Some public sector banks used the opportunity to beef up their capital, through a sale of excess holdings in their respective Held to Maturity (HTM) category securities. Under the current regulations, banks are permitted to hold up to 25 per cent of their net demand and time liabilities as HTM securities, one per cent more than the current SLR. All profits from sale of HTM category are to be treated as the capital reserve. Banks took advantage of this opportunity, since other forms of raising tier-I capital — equity or through perpetual bonds — were still difficult given the current market conditions.
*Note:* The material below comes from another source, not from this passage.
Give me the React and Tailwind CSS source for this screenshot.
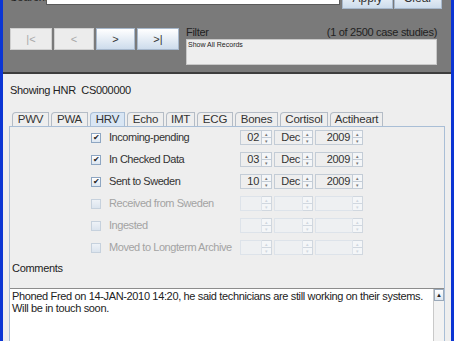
import React from "react";

const font = { fontFamily: '"Liberation Sans", Arial, sans-serif' };

function NavButton({ label, enabled, w }) {
  return (
    <div
      className={`flex h-[22px] items-center justify-center border text-[11px] ${w} ${
        enabled
          ? "border-[#a7b8cc] bg-gradient-to-b from-[#ffffff] to-[#cddcec] text-[#333]"
          : "border-[#cfcfcf] bg-[#ececec] text-[#a8a8a8]"
      }`}
    >
      {label}
    </div>
  );
}

function Spin({ value, w, disabled }) {
  return (
    <div className="flex h-[15px]">
      <div
        className={`flex ${w} items-center justify-end border pr-[2px] text-[11px] leading-none tracking-[-0.3px] ${
          disabled
            ? "border-[#dde3ea] bg-[#eef0f2] text-transparent"
            : "border-[#c3ccd6] bg-[#eeeeee] text-[#333]"
        }`}
      >
        {value}
      </div>
      <div
        className={`flex w-[10px] flex-col border border-l-0 ${
          disabled ? "border-[#d0d7df]" : "border-[#c3ccd6]"
        }`}
      >
        <div
          className={`flex flex-1 items-center justify-center border-b text-[5px] leading-none ${
            disabled ? "border-[#d0d7df] text-[#d0d7df]" : "border-[#c3ccd6] text-[#777]"
          } bg-[#f4f6f8]`}
        >
          ▴
        </div>
        <div
          className={`flex flex-1 items-center justify-center text-[5px] leading-none ${
            disabled ? "text-[#d0d7df]" : "text-[#777]"
          } bg-[#f4f6f8]`}
        >
          ▾
        </div>
      </div>
    </div>
  );
}

function StatusRow({ label, checked, disabled, day, month, year }) {
  return (
    <div className="flex h-[15px] items-center">
      <div className="ml-[81px] flex w-[149px] items-center">
        <div
          className={`flex h-[10px] w-[10px] shrink-0 items-center justify-center border text-[8px] leading-none ${
            disabled
              ? "border-[#c6d1dd] bg-gradient-to-b from-[#eef2f7] to-[#dbe4ee]"
              : "border-[#8ea6c2] bg-gradient-to-b from-[#ffffff] to-[#dce6f1] text-[#222]"
          }`}
        >
          {checked ? "✔" : ""}
        </div>
        <span
          className={`ml-[8px] whitespace-nowrap text-[11px] leading-none tracking-[-0.45px] ${
            disabled ? "text-[#a3a3a3]" : "text-[#333]"
          }`}
        >
          {label}
        </span>
      </div>
      <div className="flex gap-[2px]">
        <Spin value={day} w="w-[22px]" disabled={disabled} />
        <Spin value={month} w="w-[29px]" disabled={disabled} />
        <Spin value={year} w="w-[38px]" disabled={disabled} />
      </div>
    </div>
  );
}

const tabs = [
  ["PWV", "w-[37px]"],
  ["PWA", "w-[37px]"],
  ["HRV", "w-[35px]"],
  ["Echo", "w-[37px]"],
  ["IMT", "w-[29px]"],
  ["ECG", "w-[36px]"],
  ["Bones", "w-[43px]"],
  ["Cortisol", "w-[48px]"],
  ["Actiheart", "w-[53px]"],
];

export default function App() {
  return (
    <div
      className="flex h-[341px] w-[454px] overflow-hidden border-x-[3px] border-[#0b35d4] bg-[#eeeeee]"
      style={font}
    >
      <div className="flex w-full flex-col">
        {/* top grey panel */}
        <div className="h-[74px] shrink-0 border-b-2 border-[#3d3d3d] bg-[#7a7a7a]">
          <div className="mt-[-13px] flex h-[22px] items-start">
            <span className="ml-[7px] w-[36px] pt-[2px] text-[11px] text-[#222]">Search:</span>
            <div className="h-[18px] w-[294px] border border-[#5a5a5a] bg-white" />
            <div className="ml-[2px] flex h-[22px] w-[51px] items-center justify-center border border-[#a7b8cc] bg-gradient-to-b from-[#ffffff] to-[#cddcec] text-[12px] text-[#333]">
              Apply
            </div>
            <div className="ml-[1px] flex h-[22px] w-[48px] items-center justify-center border border-[#a7b8cc] bg-gradient-to-b from-[#ffffff] to-[#cddcec] text-[12px] text-[#333]">
              Clear
            </div>
          </div>
          <div className="mt-[16px] flex items-start">
            <div className="ml-[7px] mt-[3px] flex gap-[2px]">
              <NavButton label="|<" w="w-[42px]" />
              <NavButton label="<" w="w-[40px]" />
              <NavButton label=">" w="w-[39px]" enabled />
              <NavButton label=">|" w="w-[42px]" enabled />
            </div>
            <div className="ml-[7px] flex w-[251px] flex-col">
              <div className="flex h-[14px] items-center justify-between text-[11px] tracking-[-0.3px] text-[#222]">
                <span>Filter</span>
                <span>(1 of 2500 case studies)</span>
              </div>
              <div className="h-[26px] border border-[#c8c8c8] bg-[#eeeeee] pl-[1px] pt-[1px] text-[7px] leading-none text-[#222]">
                Show All Records
              </div>
            </div>
          </div>
        </div>

        {/* lower area */}
        <div className="flex flex-1 flex-col pl-[6px] pr-[6px]">
          <div className="mt-[9px] h-[14px] whitespace-nowrap pl-[1px] text-[11px] leading-[14px] tracking-[-0.3px] text-[#222]">
            Showing HNR&nbsp;&nbsp;CS000000
          </div>
          <div className="mt-[15px] flex gap-[2px] pl-[3px]">
            {tabs.map(([t, w]) => (
              <div
                key={t}
                className={`flex h-[14px] items-center justify-center rounded-tl-[4px] border border-b-0 text-[11.5px] leading-none tracking-[-0.2px] text-[#333] ${w} ${
                  t === "HRV"
                    ? "border-[#a9bed6] bg-[#d9e6f4]"
                    : "border-[#b4bcc6] bg-[#eeeeee]"
                }`}
              >
                {t}
              </div>
            ))}
          </div>
          <div className="flex flex-1 flex-col border border-b-0 border-[#a9bed6] bg-[#eeeeee]">
            <div className="mt-[3px] flex flex-col gap-[7px]">
              <StatusRow label="Incoming-pending" checked day="02" month="Dec" year="2009" />
              <StatusRow label="In Checked Data" checked day="03" month="Dec" year="2009" />
              <StatusRow label="Sent to Sweden" checked day="10" month="Dec" year="2009" />
              <StatusRow label="Received from Sweden" disabled />
              <StatusRow label="Ingested" disabled />
              <StatusRow label="Moved to Longterm Archive" disabled />
            </div>
            <div className="mt-[6px] h-[14px] pl-[2px] text-[11px] leading-[14px] tracking-[-0.3px] text-[#222]">
              Comments
            </div>
            <div className="mt-[13px] flex flex-1 border-t border-[#8c8c8c] bg-white">
              <div className="flex-1 whitespace-nowrap pl-[2px] pt-[1px] text-[11px] leading-[12px] tracking-[-0.35px] text-[#222]">
                Phoned Fred on 14-JAN-2010 14:20, he said technicians are still working on their systems.
                <br />
                Will be in touch soon.
              </div>
              <div className="flex w-[11px] flex-col border-l border-[#c9c9c9] bg-[#f2f2f2]">
                <div className="flex h-[12px] items-center justify-center border border-[#9aa9ba] bg-gradient-to-b from-[#ffffff] to-[#dde6ef] text-[6px] leading-none text-[#222]">
                  ▲
                </div>
              </div>
            </div>
          </div>
        </div>
      </div>
    </div>
  );
}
That some sales were taking place were evident from release of high coupon securities. Among the securities that have hit the market included the 9.81 per cent 2013 per cent that was unloaded at 6.32 per cent. Bankers said that additions to the capital reserve also gave them sufficient flexibility to raise a further tier-II capital in the form of bonds.

The chase for the securities kept nominal yields below the inflation of 8 per cent. But the spread between nominal yields and inflation narrowed to about 100-150 basis points. Moreover, a correction appears to be in the offing. G-Sec investment deposit ratio is currently about 29 per cent, well in excess of the SLR requirements.

pause likely

Consequently, a pause in the yield softening is likely, as banks book profits at current levels. A key reason for such a correction is that the average yield on investments is now down to 7.1 per cent or less than the weighted average cost of working funds for the banks that currently ranged between 7 and 7.5 per cent.

Consequently, further accretions are expected to take place after deposit rates are brought down. That quick reductions are in the offing is evident from the declining rates on certificates of deposits.

One year CDs are below 8.5 per cent and still falling. This rate is at least 200 basis points below the one year retail deposits, clearly implying that there is little interest in bulk funds for the moment. Retail deposit rates could follow suit in the coming weeks, along with lending rates.